[Front-end source files]
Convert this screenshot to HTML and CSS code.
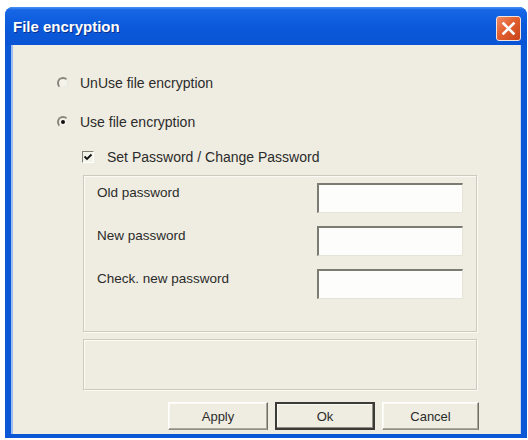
FILE: index.html
```html
<!DOCTYPE html>
<html>
<head>
<meta charset="utf-8">
<link rel="stylesheet" href="styles.css">
</head>
<body>
<div class="window">
  <div class="titlebar">
    <span class="title">File encryption</span>
    <span class="close"><svg width="25" height="25" viewBox="0 0 25 25"><path d="M7.5 7.5 L17.5 17.5 M17.5 7.5 L7.5 17.5" stroke="#fff" stroke-width="2.6" stroke-linecap="square"/></svg></span>
  </div>
  <div class="client">
    <div class="options">
      <div class="opt-row">
        <span class="radio"></span>
        <span>UnUse file encryption</span>
      </div>
      <div class="opt-row second">
        <span class="radio checked"></span>
        <span>Use file encryption</span>
      </div>
      <div class="opt-row check-row">
        <span class="checkbox"><svg width="10" height="10" viewBox="0 0 10 10"><path d="M1.5 4.5 L4 7 L8.5 2.5" fill="none" stroke="#111" stroke-width="1.8"/></svg></span>
        <span>Set Password / Change Password</span>
      </div>
    </div>
    <div class="group">
      <div class="field-row">
        <span class="label">Old password</span>
        <span class="input"></span>
      </div>
      <div class="field-row">
        <span class="label">New password</span>
        <span class="input"></span>
      </div>
      <div class="field-row">
        <span class="label">Check. new password</span>
        <span class="input"></span>
      </div>
    </div>
    <div class="status-box"></div>
    <div class="buttons">
      <button class="btn btn-apply">Apply</button>
      <button class="btn btn-ok">Ok</button>
      <button class="btn btn-cancel">Cancel</button>
    </div>
  </div>
</div>
</body>
</html>
```
FILE: styles.css
```css
body {
  margin: 0;
  background: #fff;
  font-family: "Liberation Sans", Arial, sans-serif;
  font-size: 13px;
  color: #2b2b2b;
}

.window {
  margin: 7px 0 0 5px;
  width: 522px;
  height: 431px;
  display: flex;
  flex-direction: column;
  background: #0a58d6;
  border-radius: 8px 8px 0 0;
}

.titlebar {
  height: 38px;
  flex: none;
  display: flex;
  align-items: center;
  justify-content: space-between;
  padding: 0 6px 0 8px;
  border-radius: 8px 8px 0 0;
  background: linear-gradient(#4a93f6 0, #1666e6 3px, #0b5bdc 45%, #0954d4 100%);
}

.title {
  color: #fff;
  font-family: "Liberation Sans", Arial, sans-serif;
  font-weight: bold;
  font-size: 15px;
  text-shadow: 1px 1px 0 #0a2f8a;
}

.close {
  width: 25px;
  height: 25px;
  margin-top: 5px;
  box-sizing: border-box;
  border: 1px solid #f4e2dc;
  border-radius: 3px;
  background: linear-gradient(135deg, #f08a64 0%, #e2602f 45%, #c8431a 100%);
  display: flex;
  align-items: center;
  justify-content: center;
}

.close svg {
  margin: -1px;
}

.client {
  flex: 1;
  margin: 0 6px 4px 6px;
  background: #efede1;
  box-shadow: inset 2px 0 #9fbdf0, inset -1px 0 #c7d6f2;
  padding-top: 30px;
}

.options {
  padding-left: 46px;
  font-size: 14px;
}

.opt-row {
  height: 16px;
  display: flex;
  align-items: center;
  gap: 11px;
}

.opt-row.second {
  margin-top: 23px;
}

.opt-row.check-row {
  margin-top: 19px;
  padding-left: 25px;
  gap: 13px;
}

.radio {
  width: 12px;
  height: 12px;
  box-sizing: border-box;
  border-radius: 50%;
  border: 2px solid;
  border-color: #86867c #ecebe1 #ecebe1 #86867c;
  background: #f4f3ea;
  display: flex;
  align-items: center;
  justify-content: center;
}

.radio.checked::after {
  content: "";
  width: 4px;
  height: 4px;
  border-radius: 50%;
  background: #111;
}

.checkbox {
  width: 12px;
  height: 12px;
  box-sizing: border-box;
  border: 1px solid;
  border-color: #7f7f76 #ffffff #ffffff #7f7f76;
  background: #f4f3ea;
  display: flex;
  align-items: center;
  justify-content: center;
}

.group {
  margin: 10px 0 0 72px;
  width: 394px;
  height: 157px;
  box-sizing: border-box;
  border: 1px solid #cdcbbd;
  box-shadow: inset 1px 1px #fbfaf4, 1px 1px #fbfaf4;
  padding: 7px 13px 0 13px;
  display: flex;
  flex-direction: column;
  gap: 13px;
}

.field-row {
  height: 30px;
  display: flex;
  justify-content: space-between;
}

.label {
  padding-top: 2px;
  line-height: 16px;
  font-size: 13.5px;
}

.input {
  width: 146px;
  height: 30px;
  box-sizing: border-box;
  background: #fdfdfb;
  border-top: 2px solid #7c7c72;
  border-left: 2px solid #7c7c72;
  border-right: 1px solid #e6e4d8;
  border-bottom: 1px solid #e6e4d8;
}

.status-box {
  margin: 7px 0 0 72px;
  width: 394px;
  height: 51px;
  box-sizing: border-box;
  border: 1px solid #cdcbbd;
  box-shadow: inset 1px 1px #fbfaf4, 1px 1px #fbfaf4;
}

.buttons {
  margin-top: 12px;
  padding-right: 42px;
  display: flex;
  justify-content: flex-end;
  gap: 7px;
}

.btn {
  height: 28px;
  width: 100px;
  box-sizing: border-box;
  font-family: "Liberation Sans", Arial, sans-serif;
  font-size: 13px;
  color: #2b2b2b;
  background: #efede1;
  border: 1px solid;
  border-color: #ffffff #6f6f66 #8f8f86 #ffffff;
  box-shadow: inset -1px -1px #a9a79c, inset 1px 1px #faf9f2;
  padding: 0;
}

.btn-cancel {
  width: 97px;
}

.btn-ok {
  border: 2px solid #3a3a36;
  box-shadow: inset -1px -1px #8f8d84, inset 1px 1px #faf9f2;
}
```
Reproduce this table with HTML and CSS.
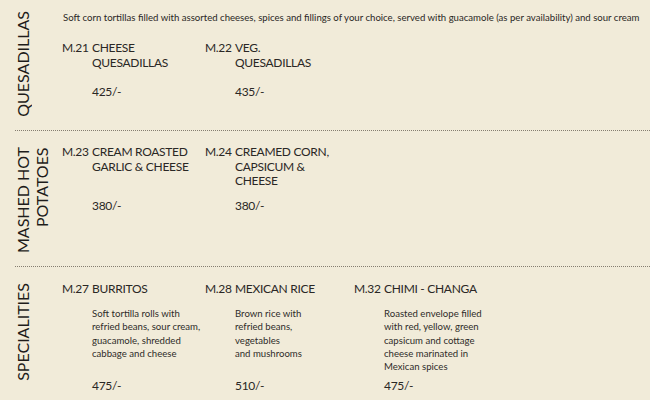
FILE: index.html
```html
<!DOCTYPE html>
<html>
<head>
<meta charset="utf-8">
<link rel="stylesheet" href="styles.css">
</head>
<body>
<div class="menu">
  <section class="sec sec-q">
    <div class="label">QUESADILLAS</div>
    <div class="content">
      <p class="intro">Soft corn tortillas filled with assorted cheeses, spices and fillings of your choice, served with guacamole (as per availability) and sour cream</p>
      <div class="items">
        <div class="item">
          <span class="code">M.21</span>
          <div class="body">
            <div class="head"><div class="name">CHEESE<br>QUESADILLAS</div></div>
            <div class="price">425/-</div>
          </div>
        </div>
        <div class="item">
          <span class="code">M.22</span>
          <div class="body">
            <div class="head"><div class="name">VEG.<br>QUESADILLAS</div></div>
            <div class="price">435/-</div>
          </div>
        </div>
      </div>
    </div>
  </section>
  <section class="sec sec-m">
    <div class="label">MASHED HOT<br>POTATOES</div>
    <div class="content">
      <div class="items">
        <div class="item">
          <span class="code">M.23</span>
          <div class="body">
            <div class="head"><div class="name">CREAM ROASTED<br>GARLIC &amp; CHEESE</div></div>
            <div class="price">380/-</div>
          </div>
        </div>
        <div class="item">
          <span class="code">M.24</span>
          <div class="body">
            <div class="head"><div class="name">CREAMED CORN,<br>CAPSICUM &amp;<br>CHEESE</div></div>
            <div class="price">380/-</div>
          </div>
        </div>
      </div>
    </div>
  </section>
  <section class="sec sec-s">
    <div class="label">SPECIALITIES</div>
    <div class="content">
      <div class="items">
        <div class="item">
          <span class="code">M.27</span>
          <div class="body">
            <div class="head">
              <div class="name">BURRITOS</div>
              <p class="desc">Soft tortilla rolls with<br>refried beans, sour cream,<br>guacamole, shredded<br>cabbage and cheese</p>
            </div>
            <div class="price">475/-</div>
          </div>
        </div>
        <div class="item">
          <span class="code">M.28</span>
          <div class="body">
            <div class="head">
              <div class="name">MEXICAN RICE</div>
              <p class="desc">Brown rice with<br>refried beans,<br>vegetables<br>and mushrooms</p>
            </div>
            <div class="price">510/-</div>
          </div>
        </div>
        <div class="item">
          <span class="code">M.32</span>
          <div class="body">
            <div class="head">
              <div class="name">CHIMI - CHANGA</div>
              <p class="desc">Roasted envelope filled<br>with red, yellow, green<br>capsicum and cottage<br>cheese marinated in<br>Mexican spices</p>
            </div>
            <div class="price">475/-</div>
          </div>
        </div>
      </div>
    </div>
  </section>
</div>
</body>
</html>
```
FILE: styles.css
```css
html, body {
  margin: 0;
  padding: 0;
  background: #f1ebd9;
}
body {
  width: 650px;
  height: 400px;
  overflow: hidden;
  font-family: Lato, "Noto Sans", sans-serif;
  color: #2a2725;
}
.menu {
  padding-left: 15px;
}
.sec {
  display: flex;
  align-items: flex-start;
  border-bottom: 1px dotted #857d70;
  box-sizing: border-box;
}
.sec-q { height: 131px; }
.sec-m { height: 136px; }
.sec-s { height: 140px; border-bottom: none; }

.label {
  writing-mode: vertical-rl;
  transform: rotate(180deg);
  text-align: end;
  font-size: 16px;
  line-height: 19px;
  margin-left: -2px;
  width: 49px;
  flex: none;
  align-self: flex-start;
  color: #1e1c1a;
}
.sec-q .label { margin-top: 11px; }
.sec-m .label { margin-top: 16px; }
.sec-s .label { margin-top: 16px; }

.content {
  flex: 1;
}
.intro {
  margin: 11px 0 0 1px;
  font-size: 9.6px;
  line-height: 13.3px;
  white-space: nowrap;
}
.items {
  display: grid;
  grid-template-columns: 143px 149px auto;
}
.sec-q .items { margin-top: 17px; }
.sec-m .items { margin-top: 14px; }
.sec-s .items { margin-top: 15px; }

.item {
  display: flex;
  font-size: 12px;
  line-height: 14.5px;
  letter-spacing: -0.3px;
}
.code {
  width: 30px;
  flex: none;
}
.sec-q .head { height: 44px; }
.sec-m .head { height: 54px; }
.sec-s .head { height: 97px; }
.desc {
  margin: 10.5px 0 0 0;
  font-size: 9.6px;
  line-height: 13.3px;
  letter-spacing: 0;
  color: #2f2c29;
}
.price {
  font-size: 12px;
}
```
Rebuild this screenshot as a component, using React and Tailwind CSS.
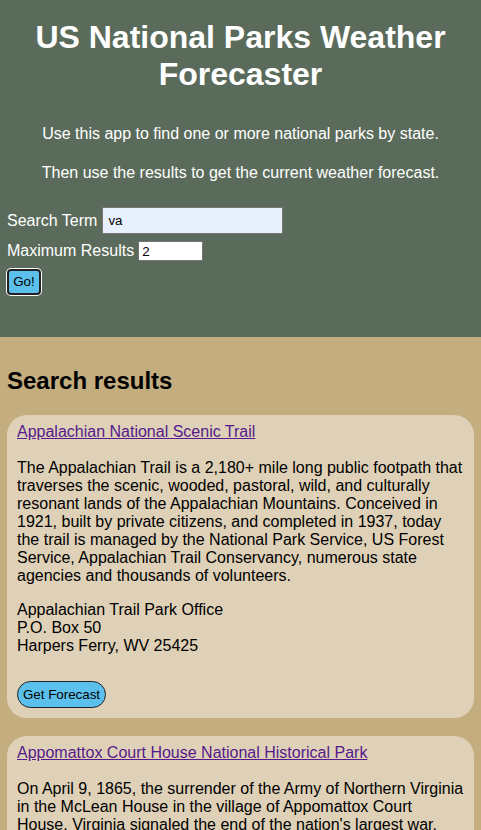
const parks = [
  {
    name: "Appalachian National Scenic Trail",
    description:
      "The Appalachian Trail is a 2,180+ mile long public footpath that traverses the scenic, wooded, pastoral, wild, and culturally resonant lands of the Appalachian Mountains. Conceived in 1921, built by private citizens, and completed in 1937, today the trail is managed by the National Park Service, US Forest Service, Appalachian Trail Conservancy, numerous state agencies and thousands of volunteers.",
    address: ["Appalachian Trail Park Office", "P.O. Box 50", "Harpers Ferry, WV 25425"],
  },
  {
    name: "Appomattox Court House National Historical Park",
    description:
      "On April 9, 1865, the surrender of the Army of Northern Virginia in the McLean House in the village of Appomattox Court House, Virginia signaled the end of the nation's largest war. Two important questions were answered by the surrender of Lee to Grant and the subsequent surrender of the other Confederate armies: the Union would remain, and slavery would be abolished.",
    address: ["Appomattox Court House NHP", "P.O. Box 218", "Appomattox, VA 24522"],
  },
];

function ParkCard({ park }) {
  return (
    <div className="rounded-[20px] bg-[#dfd1b7] px-[10px] pt-[8px] pb-[10px] leading-[18px]">
      <a href="#" className="text-[#551a8b] underline">
        {park.name}
      </a>
      <p className="mt-[18px]">{park.description}</p>
      <p className="mt-[16px]">
        {park.address.map((line) => (
          <span key={line} className="block">
            {line}
          </span>
        ))}
      </p>
      <button className="mt-[26px] rounded-full border border-[#222] bg-[#5bc0eb] px-[5px] py-[5px] text-[13.33px] leading-[15px] text-black">
        Get Forecast
      </button>
    </div>
  );
}

export default function App() {
  return (
    <div className="min-h-screen bg-[#c4ad7f] font-['Liberation_Sans',Arial,sans-serif] text-[16px] text-black">
      {/* Header + search form */}
      <header className="bg-[#5b6b5b] px-[7px] pt-[19px] pb-[42px] text-white">
        <h1 className="text-center text-[32px] font-bold leading-[36.8px]">
          US National Parks Weather Forecaster
        </h1>
        <p className="mt-[32px] text-center leading-[18.4px]">
          Use this app to find one or more national parks by state.
        </p>
        <p className="mt-[20.6px] text-center leading-[18.4px]">
          Then use the results to get the current weather forecast.
        </p>

        <div className="mt-[25px] flex flex-col items-start">
          <label className="flex items-center gap-[5px]">
            <span>Search Term</span>
            <input
              defaultValue="va"
              className="h-[27px] w-[181px] border border-[#767676] bg-[#e8f0fe] px-[5px] text-[13.33px] text-black outline-none"
            />
          </label>
          <label className="mt-[5px] flex items-center gap-[4px]">
            <span>Maximum Results</span>
            <input
              defaultValue="2"
              className="h-[20px] w-[65px] border border-[#767676] bg-white px-[3px] text-[13.33px] text-black outline-none"
            />
          </label>
          <button className="mt-[6px] flex h-[26px] w-[34px] items-center justify-center rounded-[4px] border-2 border-[#222] bg-[#5bc0eb] text-[13.33px] text-black ring-1 ring-white">
            Go!
          </button>
        </div>
      </header>

      {/* Results */}
      <main className="px-[7px] pt-[30px] pb-[20px]">
        <h2 className="text-[24px] font-bold leading-[27.6px]">Search results</h2>
        <div className="mt-[20px] flex flex-col gap-[18px]">
          {parks.map((park) => (
            <ParkCard key={park.name} park={park} />
          ))}
        </div>
      </main>
    </div>
  );
}
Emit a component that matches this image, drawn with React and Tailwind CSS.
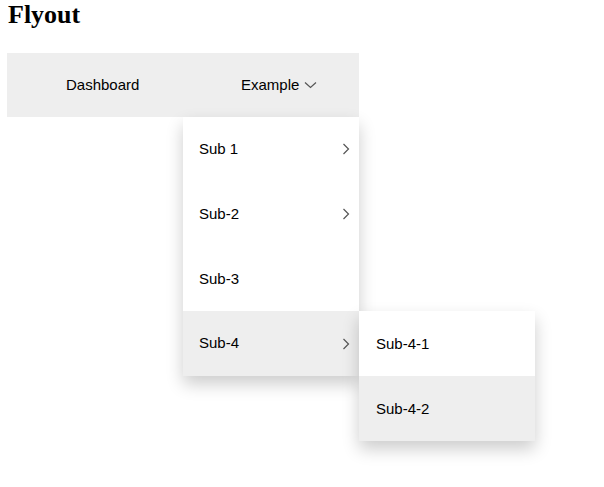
import React from "react";

const ChevronDown = () => (
  <svg width="13" height="8" viewBox="0 0 13 8" className="ml-[5px]" fill="none">
    <path d="M1 1.5 L6.5 6.5 L12 1.5" stroke="#555" strokeWidth="1.2" />
  </svg>
);

const ChevronRight = () => (
  <svg width="8" height="12" viewBox="0 0 8 12" fill="none">
    <path d="M1.5 1 L6.5 6 L1.5 11" stroke="#555" strokeWidth="1.2" />
  </svg>
);

function Item({ label, arrow, active, children }) {
  return (
    <div className={`relative h-[64.75px] flex items-center justify-between pl-4 pr-[9px] ${active ? "bg-[#eeeeee]" : "bg-white"}`}>
      <span>{label}</span>
      {arrow && <ChevronRight />}
      {children}
    </div>
  );
}

export default function App() {
  return (
    <div className="min-h-[487px] bg-white text-black text-[15px]" style={{ fontFamily: '"Liberation Sans", Arial, sans-serif' }}>
      <h1 className="pl-2 text-[26px] leading-[30px] font-bold" style={{ fontFamily: '"Liberation Serif", "Times New Roman", serif' }}>
        Flyout
      </h1>
      <div className="ml-[7px] mt-[23px] w-[352px] h-[64px] bg-[#eeeeee] flex">
        <div className="w-[176px] flex items-center pl-[59px]">Dashboard</div>
        <div className="relative w-[176px] flex items-center pl-[58px]">
          <span>Example</span>
          <ChevronDown />
          <div className="absolute left-0 top-full w-[176px] bg-white shadow-[0_8px_16px_0_rgba(0,0,0,0.2)] z-10">
            <Item label="Sub 1" arrow />
            <Item label="Sub-2" arrow />
            <Item label="Sub-3" />
            <Item label="Sub-4" arrow active>
              <div className="absolute left-full top-0 w-[176px] bg-white shadow-[0_8px_16px_0_rgba(0,0,0,0.2)]">
                <div className="h-[65px] flex items-center pl-[17px] bg-white">Sub-4-1</div>
                <div className="h-[65px] flex items-center pl-[17px] bg-[#eeeeee]">Sub-4-2</div>
              </div>
            </Item>
          </div>
        </div>
      </div>
    </div>
  );
}
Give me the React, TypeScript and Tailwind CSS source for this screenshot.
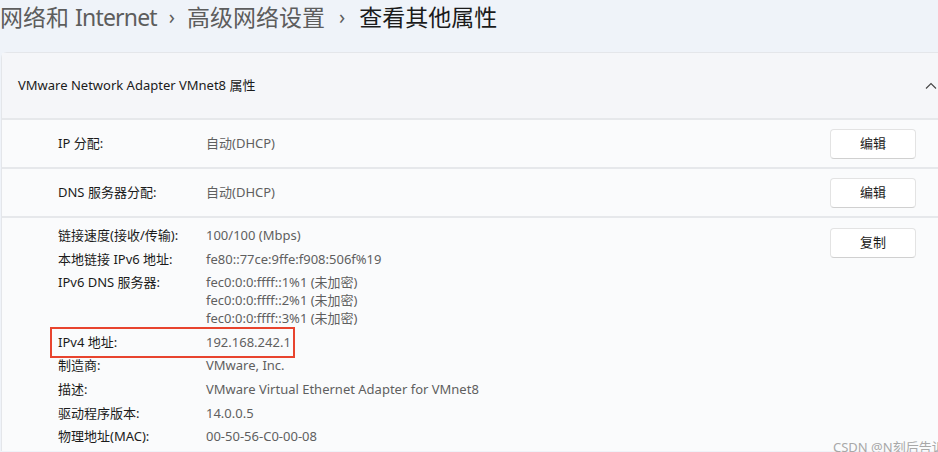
import React from "react";

const font = { fontFamily: '"Noto Sans", "Noto Sans CJK SC", sans-serif' };

function Btn({ children }: { children: React.ReactNode }) {
  return (
    <button className="w-[86px] h-[30px] rounded-[4px] bg-white border border-[#e3e3e3] border-b-[#d0d0d0] text-[13px] text-[#1b1b1b] flex items-center justify-center">
      {children}
    </button>
  );
}

const details: [string, string[]][] = [
  ["链接速度(接收/传输):", ["100/100 (Mbps)"]],
  ["本地链接 IPv6 地址:", ["fe80::77ce:9ffe:f908:506f%19"]],
  ["IPv6 DNS 服务器:", ["fec0:0:0:ffff::1%1 (未加密)", "fec0:0:0:ffff::2%1 (未加密)", "fec0:0:0:ffff::3%1 (未加密)"]],
  ["IPv4 地址:", ["192.168.242.1"]],
  ["制造商:", ["VMware, Inc."]],
  ["描述:", ["VMware Virtual Ethernet Adapter for VMnet8"]],
  ["驱动程序版本:", ["14.0.0.5"]],
  ["物理地址(MAC):", ["00-50-56-C0-00-08"]],
];

export default function App() {
  return (
    <div className="w-[938px] h-[452px] overflow-hidden bg-[#eff3f9] relative" style={font}>
      <div className="h-[52px] flex items-start pt-[1px] text-[23px] leading-[32px] whitespace-nowrap">
        <span className="text-[#5d5d5d]">网络和 <span className="tracking-[-0.8px]">Internet</span></span>
        <span className="text-[#5d5d5d] mx-[12px] text-[20px]">›</span>
        <span className="text-[#5d5d5d]">高级网络设置</span>
        <span className="text-[#5d5d5d] mx-[14px] text-[20px]">›</span>
        <span className="text-[#1b1b1b]">查看其他属性</span>
      </div>
      <div className="ml-[1px] w-[960px] rounded-tl-[6px] border-l border-t border-[#e4e6ea] bg-[#fafbfc]">
        <div className="h-[65px] bg-[#f5f6f9] flex items-center pl-[16px] text-[13px] text-[#1b1b1b] relative">
          VMware Network Adapter VMnet8 属性
          <svg className="absolute left-[923px] top-[29px]" width="12" height="8" viewBox="0 0 12 8">
            <path d="M1 6.5 L6 1.5 L11 6.5" fill="none" stroke="#444" strokeWidth="1.1" />
          </svg>
        </div>
        <div className="h-[2px] bg-[#e6e8eb]" />
        <div className="h-[47px] flex items-center text-[13px]">
          <div className="w-[204px] pl-[56px] text-[#1b1b1b]">IP 分配:</div>
          <div className="flex-1 text-[#5f5f5f]">自动(DHCP)</div>
          <div className="w-[131px]"><Btn>编辑</Btn></div>
        </div>
        <div className="h-[2px] bg-[#e6e8eb]" />
        <div className="h-[47px] flex items-center text-[13px]">
          <div className="w-[204px] pl-[56px] text-[#1b1b1b]">DNS 服务器分配:</div>
          <div className="flex-1 text-[#5f5f5f]">自动(DHCP)</div>
          <div className="w-[131px]"><Btn>编辑</Btn></div>
        </div>
        <div className="h-[2px] bg-[#e6e8eb]" />
        <div className="flex pt-[10px] text-[13px]">
          <div className="flex-1 flex flex-col pl-[56px] -mt-[2px]">
            {details.map(([label, vals], i) => (
              <div key={i} className="flex leading-[18px] pb-[5.6px] relative">
                {label === "IPv4 地址:" && (
                  <div className="absolute left-[-8px] top-[-6px] w-[245px] h-[31px] border-2 border-[#e8442e]" />
                )}
                <div className="w-[148px] text-[#1b1b1b]">{label}</div>
                <div className="flex flex-col text-[#5f5f5f]">
                  {vals.map((v, j) => (
                    <div key={j}>{v}</div>
                  ))}
                </div>
              </div>
            ))}
          </div>
          <div className="w-[131px]"><Btn>复制</Btn></div>
        </div>
      </div>
      <div className="absolute left-[833px] top-[438px] text-[13px] text-[#a8a8a8] whitespace-nowrap">CSDN @N刻后告诉</div>
    </div>
  );
}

» Exercise instructions:
Reply with one number: the count of lines in the entries that include the word "this".

» Solution:
6